If, like me, you have entertained fantasies of what it would be like to have a wolf of your own, the documentary that the couple made would nip them in the bud. The inside of their cabin looked like a war zone. Cushions were ripped out and strewn everywhere. The rustic furniture had been chewed to pieces. There were holes in the floor where the wolf had dug. It’s not that she was in the least aggressive; she was simply…active.
Winter and summer, every single day, the couple hiked endless miles to satisfy their protégée’s compulsion to roam. Whenever they weren’t trudging up and down mountains, they were scavenging for road kill and other sources of meat for the wolf, who flourished under their care. The couple, however, looked more haggard and worn with each passing year.

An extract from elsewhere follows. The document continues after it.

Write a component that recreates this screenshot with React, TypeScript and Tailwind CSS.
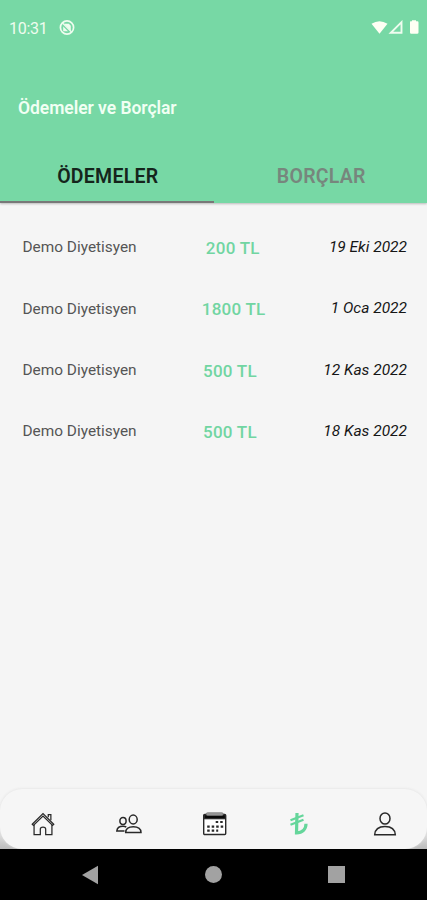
const payments = [
  { name: "Demo Diyetisyen", amount: "200 TL", date: "19 Eki 2022" },
  { name: "Demo Diyetisyen", amount: "1800 TL", date: "1 Oca 2022" },
  { name: "Demo Diyetisyen", amount: "500 TL", date: "12 Kas 2022" },
  { name: "Demo Diyetisyen", amount: "500 TL", date: "18 Kas 2022" },
];

function StatusBar() {
  return (
    <div className="flex h-[56px] items-center pl-[9px] pr-[7px] text-[#effcef]">
      <span className="pt-px text-[16px] leading-5 tracking-[-0.3px]">10:31</span>
      <svg className="ml-3 h-4 w-4" viewBox="0 0 16 16" fill="none" stroke="currentColor">
        <circle cx="8" cy="7.500" r="6.600" strokeWidth="1.700" />
        <path d="M5 3.800h4.800l2 2v5.200zM4.200 6.500v4.800h4.800z" fill="currentColor" stroke="none" />
        <path d="M3.500 3l9 9" strokeWidth="1.300" />
      </svg>
      <svg className="ml-auto h-4 w-[50px]" viewBox="0 0 50 16" fill="#fffff4">
        <path d="M1.500 3.700Q9.500-1.300 17.500 3.700L9.500 13.700Z" />
        <path d="M31.500 2.200V12.800H20.800Z" fill="none" stroke="#effcef" strokeWidth="1.900" />
        <path d="M40.500 1.300H42V.3h4v1h1.500Q48.500 1.300 48.500 2.500V12.500Q48.500 13.800 47.200 13.800H41.300Q40 13.800 40 12.500V2.500Q40 1.300 40.500 1.300Z" />
      </svg>
    </div>
  );
}

function HomeIcon() {
  return (
    <svg className="h-6 w-6" viewBox="-.5 0 25 24" fill="none" stroke="#292929" strokeWidth="1.300">
      <path d="M.8 12.300L12 1.200 23.200 12.300 22 13.500 12 3.700 2 13.500Z" />
      <path d="M2.700 13V23H9.200V17.500Q9.200 15.300 12 15.300T14.800 17.500V23H21.300V13M17.500 5V2.300H20.200V8" />
    </svg>
  );
}

function PeopleIcon() {
  return (
    <svg className="h-6 w-[26px]" viewBox="0 0 26 24" fill="none" stroke="#292929" strokeWidth="1.500">
      <ellipse cx="17.200" cy="7.500" rx="4" ry="4.400" />
      <path d="M9.700 20.500Q9.700 14.700 17.300 14.700T25 20.500Z" />
      <ellipse cx="7" cy="9" rx="3.100" ry="3.400" />
      <path d="M8.500 19.100H.8Q1.300 14.300 7 14.300Q9 14.300 10.300 15" />
    </svg>
  );
}

function CalendarIcon() {
  return (
    <svg className="h-6 w-6" viewBox="0 0 24 24" fill="none" stroke="#292929">
      <rect x=".7" y="2.500" width="22" height="20" rx="1" fill="white" strokeWidth="1.400" />
      <path d="M1.200 3h21v3.800h-21z" fill="#080808" />
      <rect x="3.200" y=".7" width="17" height="2.700" rx="1.300" fill="#999" stroke="#777" strokeWidth=".7" />
      <path d="M12.700 10h7.800M4.200 14.700h16M4.200 18.700h11" strokeWidth="2.200" strokeDasharray="2.500 2" />
    </svg>
  );
}

function LiraIcon() {
  return (
    <svg className="h-6 w-6" viewBox="0 0 24 24" fill="none" stroke="#65d69b">
      <path d="M9 1L8.500 20.800C14.500 20.800 18 17 18 11.800" strokeWidth="3.200" />
      <path d="M2.500 8.300L15.500 3.300M2.500 12.700L15.500 7.700" strokeWidth="2.300" />
    </svg>
  );
}

function ProfileIcon() {
  return (
    <svg className="h-6 w-6" viewBox="0 0 24 24" fill="none" stroke="#292929" strokeWidth="1.500">
      <ellipse cx="12" cy="6.500" rx="5" ry="5.600" />
      <path d="M1.700 22.800Q2.200 14.500 12 14.500T22.300 22.800Z" />
    </svg>
  );
}

export default function App() {
  return (
    <main className="flex h-[900px] w-[427px] flex-col overflow-hidden bg-[#f5f5f5] font-['Roboto',sans-serif]">
      <header className="h-[203px] shrink-0 bg-[#77d8a5] shadow-[0_1px_2px_#bbb]">
        <StatusBar />
        <h1 className="flex h-[103px] items-center pl-[18px] text-[17.500px] font-semibold leading-6 tracking-[-0.050px] text-[#f1fff3]">
          Ödemeler ve Borçlar
        </h1>
        <div className="grid h-[44px] grid-cols-2 text-center text-[19.500px] font-semibold leading-[35px] tracking-[0.250px]">
          <div className="border-b-2 border-[#787878] pl-[2px] text-[#15251c]">ÖDEMELER</div>
          <div className="pl-[2px] text-[#77867d]">BORÇLAR</div>
        </div>
      </header>

      <section className="flex flex-1 flex-col pt-[14px]">
        {payments.map((payment) => (
          <div key={payment.date} className="flex h-[61.400px] items-center justify-between pl-[22.500px] pr-[20px]">
            <span className="text-[15.400px] text-[#555]">{payment.name}</span>
            <span className="pt-[2px] text-[17px] font-medium tracking-[0.250px] text-[#71d5a2]">{payment.amount}</span>
            <span className="text-[15.500px] italic text-[#161616]">{payment.date}</span>
          </div>
        ))}
      </section>

      <div className="bg-linear-to-b from-[#f5f5f5] from-60% to-[#bbb]">
        <nav className="flex h-[60px] items-center justify-around rounded-[22px] bg-[#f6f6f6] pt-[9px] shadow-[0_0_3px_#ddd]">
          <HomeIcon />
          <PeopleIcon />
          <CalendarIcon />
          <LiraIcon />
          <ProfileIcon />
        </nav>
      </div>

      <footer className="grid h-[51px] shrink-0 grid-cols-[179px_69px_177px] items-center justify-items-center bg-black">
        <svg className="h-[20px] w-[18px]" viewBox="0 0 18 20" fill="#a2a2a2">
          <path d="M1 10L17 .8V19.200Z" />
        </svg>
        <div className="h-[17px] w-[17px] rounded-full bg-[#a2a2a2]" />
        <div className="h-[17px] w-[17px] bg-[#a2a2a2]" />
      </footer>
    </main>
  );
}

When the wolf grew old and died, they didn’t bury her. Instead, they carried her body to the top of a nearby hill and laid her on the ground, the way a wild wolf’s remains would have been left. Then they set up a camera nearby and made a stop-action video of the ensuing months.
In late summer and into the fall, as flies and beetles crawled over it, the wolf’s body seemed to flatten and sink slowly into the ground. Scavengers made off with a few bits and pieces, and then the snow came and covered everything.
In the spring, after the snow melted, the carcass had disappeared, and in its place there grew a thick, bright green patch of young grass, in the shape of a wolf.